France began their bid to expel their 2010 World Cup demons with a strong, if not routine 3-0 victory against a Honduras side lacking the World Cup pedigree of the French. After Switzerland’s late come-from-behind victory against Ecuador, it was Les Blues’ turn to show what they were capable of and they did so to devastating effect.
Even though they were missing players such as Franck Ribery, Clement Grenier and Samir Nasri for varying reasons, the French team were still a formidable opponent for the Central American side, and it showed as the game went on.
Honduras started the game determined to win the midfield battle, and a battle it was, with crunching tackles and strong fouls threatening to halt the French flow. You could be forgiven for thinking the Honduras players had been shown footage of the now infamous Battle of Santiago match in the 1962 World Cup between Chile and Italy. Indeed Wilson Palacios and Paul Pogba each got booked in the 25th minute for a stamp and a retaliatory kick out respectively. Palacios — who plays for English Premiership side Stoke City —would come to rue that yellow card, as he got a second yellow and a subsequent red for a blatant foul again on Paul Pogba in the box. Karim Benzema dispatched the penalty with almost the last kick of the half, giving his side a one goal lead at halftime.
Honduras made two changes at halftime hoping to stifle the French attack, but Karim Benzema had other ideas. In the 48th minute he latched onto a pass from Yohan Cabaye and thundered a shot onto the post and off the hapless Noel Valladares into the net. With the game now practically over as a contest, the game settled into a rhythmic waltz of fluid French passing and forceful Honduran tackling, interrupted briefly by another Benzema thunderbolt into the roof of the net in the 72nd minute.
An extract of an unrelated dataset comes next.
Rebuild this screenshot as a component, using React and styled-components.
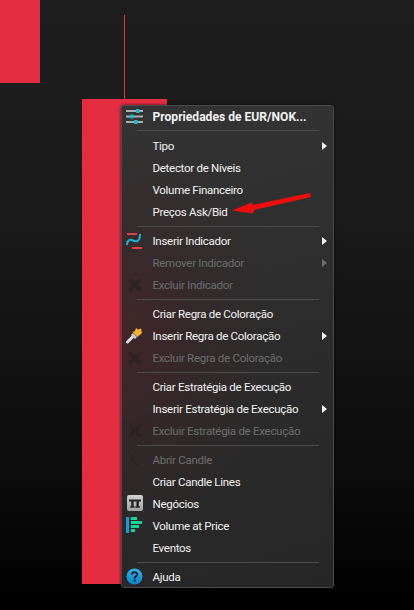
import React from 'react';
import styled, { createGlobalStyle } from 'styled-components';

const Global = createGlobalStyle`
  html, body { margin: 0; padding: 0; background: #000; }
  #root { width: 414px; height: 610px; }
`;

const Chart = styled.div`
  position: relative;
  width: 414px;
  height: 610px;
  overflow: hidden;
  background: linear-gradient(180deg, #1e1e1e 0%, #1a1a1a 35%, #0d0d0d 75%, #000 100%);
  font-family: Roboto, "Noto Sans", sans-serif;
`;

const CandleBody = styled.div`
  position: absolute;
  left: ${p => p.$x}px;
  top: ${p => p.$y}px;
  width: ${p => p.$w}px;
  height: ${p => p.$h}px;
  background: #e52d42;
`;

const Menu = styled.div`
  position: absolute;
  left: 121px;
  top: 105px;
  width: 213px;
  height: 483px;
  box-sizing: border-box;
  border: 1px solid #4a4a4a;
  border-radius: 3px;
  overflow: hidden;
  display: flex;
  flex-direction: column;
  background:
    radial-gradient(ellipse 150px 210px at 0% 48%, rgba(78, 32, 38, 0.62) 0%, rgba(64, 34, 38, 0.3) 55%, rgba(40, 40, 40, 0) 100%),
    linear-gradient(165deg, #343434 0%, #2d2d2d 45%, #262626 100%);
  box-shadow: 0 0 3px rgba(0, 0, 0, 0.7);
`;

const Row = styled.div`
  flex: none;
  height: ${p => (p.$title ? 21 : 22)}px;
  display: flex;
  align-items: center;
  position: relative;
  padding-left: 30.5px;
  font-size: ${p => (p.$title ? 12.1 : 11.5)}px;
  font-weight: ${p => (p.$title ? 700 : 400)};
  letter-spacing: ${p => (p.$title ? 0 : -0.28)}px;
  color: ${p => (p.$disabled ? '#6e6e6e' : '#f2f2f2')};
  white-space: nowrap;
`;

const IconSlot = styled.span`
  position: absolute;
  left: 4px;
  top: 2px;
  width: 17px;
  height: 17px;
  display: flex;
  align-items: center;
  justify-content: center;
`;

const Chevron = styled.span`
  position: absolute;
  right: 6px;
  top: 7px;
  width: 0;
  height: 0;
  border-left: 5px solid ${p => (p.$disabled ? '#6e6e6e' : '#f2f2f2')};
  border-top: 4px solid transparent;
  border-bottom: 4px solid transparent;
`;

const Separator = styled.div`
  flex: none;
  height: 1px;
  margin: 3px 14px ${p => (p.$first ? 4 : 3)}px 15px;
  background: #4c4c4c;
`;

const Annotation = styled.svg`
  position: absolute;
  left: 225px;
  top: 188px;
`;

const Sliders = () => (
  <svg width="17" height="15" viewBox="0 0 17 15">
    <g fill="#aeaeae">
      <rect x="0" y="1" width="17" height="2" />
      <rect x="0" y="6.5" width="17" height="2" />
      <rect x="0" y="12" width="17" height="2" />
    </g>
    <g fill="#12bcd8">
      <rect x="10" y="0" width="3.5" height="4" />
      <rect x="4" y="5.5" width="3.5" height="4" />
      <rect x="8" y="11" width="3.5" height="4" />
    </g>
  </svg>
);

const Indicator = () => (
  <svg width="17" height="17" viewBox="0 0 17 17">
    <rect x="1" y="1" width="10" height="2" fill="#e0404a" />
    <rect x="6" y="15" width="10" height="2" fill="#e0404a" />
    <path d="M1 13 C1 8 4 7 7 8.5 C10 10 14 10 14 2" fill="none" stroke="#17b4dc" strokeWidth="2" />
  </svg>
);

const Cross = () => (
  <svg width="14" height="14" viewBox="0 0 14 14">
    <path d="M1.5 1.5 L12.5 12.5 M12.5 1.5 L1.5 12.5" stroke="#2e2223" strokeWidth="3.8" />
  </svg>
);

const Brush = () => (
  <svg width="17" height="17" viewBox="0 0 17 17">
    <path d="M1.5 15 L7 9.5" stroke="#dcdcdc" strokeWidth="3" strokeLinecap="round" />
    <path d="M5 8 L9 12 L11 10 L7 6 Z" fill="#c9c9c9" />
    <path d="M6.5 5 L9 4 L10 1 L12 2.5 L15 1.5 L16 6 L11.5 10 Z" fill="#eeb32f" />
  </svg>
);

const Candle = () => (
  <svg width="14" height="14" viewBox="0 0 14 14">
    <path d="M3 1 H6 V9 L11 12 L10 13 L5 10 H3 Z" fill="#2e2324" />
  </svg>
);

const Trades = () => (
  <svg width="16" height="17" viewBox="0 0 16 17">
    <defs>
      <linearGradient id="tradesFill" x1="0" y1="0" x2="0" y2="1">
        <stop offset="0" stopColor="#cfcfcf" />
        <stop offset="1" stopColor="#a4a4a4" />
      </linearGradient>
    </defs>
    <rect x="0" y="0" width="16" height="16" rx="2" fill="url(#tradesFill)" />
    <path d="M2 4.5 H14 V6.5 H2 Z M4.2 6.5 H6.6 V11.5 H4.2 Z M9.4 6.5 H11.8 V11.5 H9.4 Z M3.2 11.2 H7.6 V12.8 H3.2 Z M8.4 11.2 H12.8 V12.8 H8.4 Z" fill="#242424" />
  </svg>
);

const VolumePrice = () => (
  <svg width="17" height="17" viewBox="0 0 17 17">
    <rect x="0" y="0" width="3" height="16" fill="#0f9ddf" />
    <rect x="5" y="0" width="6" height="3" fill="#0fd69a" />
    <rect x="5" y="4" width="11" height="3" fill="#0fd69a" />
    <rect x="5" y="8" width="8" height="3" fill="#0fd69a" />
    <rect x="5" y="12" width="4" height="3" fill="#0fd69a" />
  </svg>
);

const Help = () => (
  <svg width="17" height="17" viewBox="0 0 17 17">
    <defs>
      <linearGradient id="helpFill" x1="0" y1="0" x2="0" y2="1">
        <stop offset="0" stopColor="#2ab6ee" />
        <stop offset="1" stopColor="#0b83c8" />
      </linearGradient>
    </defs>
    <circle cx="8.5" cy="8.5" r="8" fill="url(#helpFill)" />
    <path d="M5.8 6.6 C5.8 3.4 11.2 3.4 11.2 6.4 C11.2 8.4 8.6 8.2 8.6 10.4" fill="none" stroke="#0c1a22" strokeWidth="1.9" />
    <rect x="7.6" y="11.5" width="2" height="2" fill="#0c1a22" />
  </svg>
);

const Item = ({ icon, children, disabled, sub, title }) => (
  <Row $disabled={disabled} $title={title}>
    {icon && <IconSlot>{icon}</IconSlot>}
    {children}
    {sub && <Chevron $disabled={disabled} />}
  </Row>
);

export default function App() {
  return (
    <Chart>
      <Global />
      <CandleBody $x={0} $y={0} $w={40} $h={83} />
      <CandleBody $x={124} $y={15} $w={1} $h={84} />
      <CandleBody $x={82} $y={99} $w={85} $h={485} />
      <Menu>
        <Item title icon={<Sliders />}>Propriedades de EUR/NOK...</Item>
        <Separator $first />
        <Item sub>Tipo</Item>
        <Item>Detector de Níveis</Item>
        <Item>Volume Financeiro</Item>
        <Item>Preços Ask/Bid</Item>
        <Separator />
        <Item sub icon={<Indicator />}>Inserir Indicador</Item>
        <Item sub disabled>Remover Indicador</Item>
        <Item disabled icon={<Cross />}>Excluir Indicador</Item>
        <Separator />
        <Item>Criar Regra de Coloração</Item>
        <Item sub icon={<Brush />}>Inserir Regra de Coloração</Item>
        <Item disabled icon={<Cross />}>Excluir Regra de Coloração</Item>
        <Separator />
        <Item>Criar Estratégia de Execução</Item>
        <Item sub>Inserir Estratégia de Execução</Item>
        <Item disabled icon={<Cross />}>Excluir Estratégia de Execução</Item>
        <Separator />
        <Item disabled icon={<Candle />}>Abrir Candle</Item>
        <Item>Criar Candle Lines</Item>
        <Item icon={<Trades />}>Negócios</Item>
        <Item icon={<VolumePrice />}>Volume at Price</Item>
        <Item>Eventos</Item>
        <Separator />
        <Item icon={<Help />}>Ajuda</Item>
      </Menu>
      <Annotation width="90" height="30" viewBox="0 0 90 30">
        <path d="M7 22.5 L27 14.5 L28 17 L85 5 L86 9 L29 22 L28 25.5 Z" fill="#f00d0d" />
      </Annotation>
    </Chart>
  );
}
Honduras will be justifiably ashamed of their overly physical performance at Porto Alegre, and will have to show something different against Ecaudor in their next game if they are to have any hope of coming out of this group. They started the game with a 4-4-2 formation, hoping they could exploit their pace up front and on the wings, but their lack of quality relative to the French meant they rarely threatened. They got nothing in midfield, and what little threat they posed was quickly stifled by the young defensive pair of Mamadou Sakho and Raphael Varane.